Last Updated: May 5, 2010

Photos and video by Dave Anderson


In our 10 days of travel to Heifer Tanzania projects, we covered 2,000 miles in the company Toyota SUV, much of it down bone-jarring, head-cracking roads little more than cattle trails where few vehicles have traveled before. Some wound steeply to the tops of rainy-season-ravaged mountains and others tracked randomly through shoulder-high, paint-scraping trees and weeds deep into the forest where the Maasai live among herds of antelope and giraffe. I can tell you through experience that without a four-wheel drive, we'd never have even made it to the project we visited the day we arrived, where Lomayani and Einoti Sarao showed us their model terraced farm on a steep slope part-way up Mount Meru, the second highest mountain in Tanzania after Kilimanjaro.
The photo above shows one of the better roads we traveled to visit a farmer, mainly because it was on level ground. However, on this same road we traveled to visit Wailos Nzalayaluma, a blind fish farmer, we came across an obstacle even Country Director Peter Mwakabwale's expert maneuvering couldn't conquer: A makeshift log bridge with a steep approach that proved too much for even the four-wheel drive Toyota. Dave caught Peter's last attempt, and the parking of the SUV, in this video.

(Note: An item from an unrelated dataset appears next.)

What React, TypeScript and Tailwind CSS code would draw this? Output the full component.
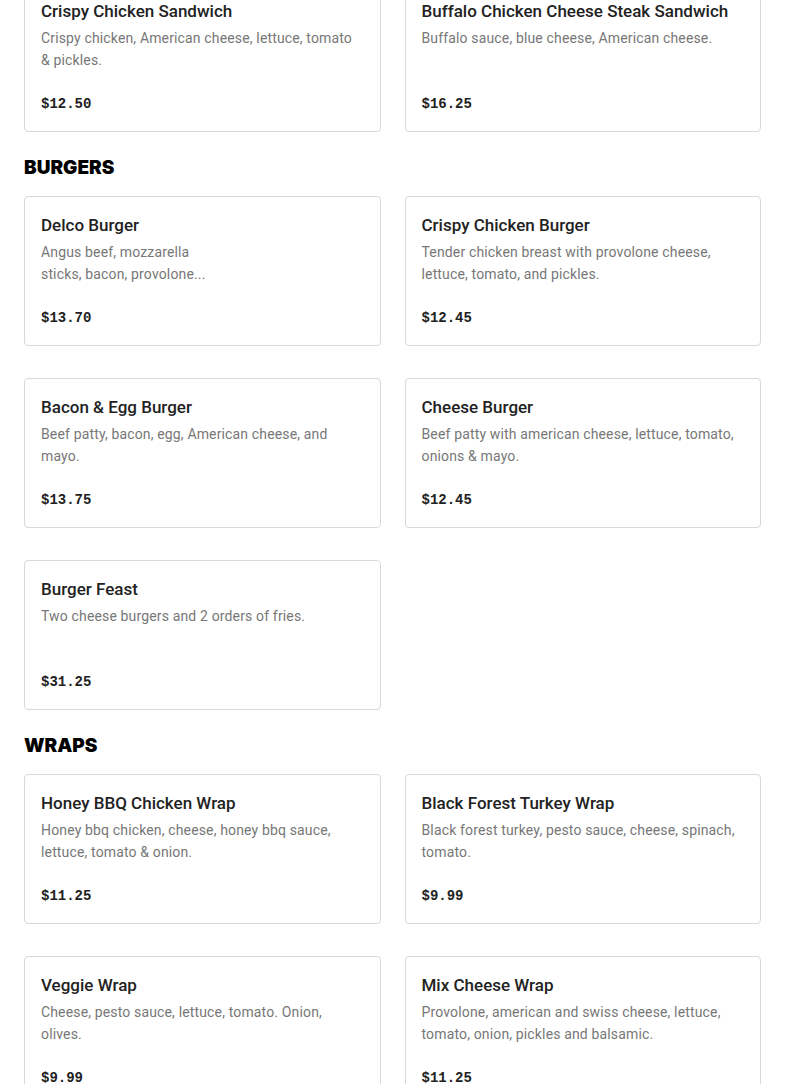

We walked the rest of the way (less than a mile) to Wailos' farm. Luckily for photographer Dave, generous villagers volunteered to help him carry bulky and awkward camera equipment.
Donors and even some Heifer staffers who drive primarily to and from work in the United States might not realize how critical four-wheel drive vehicles are to the field work that Heifer does, so that's why I asked Peter to explain it.
"We are going to visit the poorest of the poor," Peter said. "The poorest are not in towns, off the nice tarmac highway. They are in rural areas where the roads are the worst.
"There are some places we go to visit, even the government officials have never been there. But Heifer is there. That's why people here trust Heifer, because of that. We don't bother with how bad the road is. So we need very tough cars to make sure we reach every farmer, the poor families, so we can deliver the animals and help them change their lives. This is what Heifer does."
For a look at Heifer's presence throughout Tanzania, check out this map by Richard Bugaisa, Heifer Tanzania communications officer. As for our trip, we started in the Arusha district in the northern part of the country, looped around through the Morogoro district to visit Mbeya and Iringa and then drove back to the coast of the Indian Ocean at Dar es Salaam for our return flight via Nairobi-Dubai-London-Dallas to Little Rock.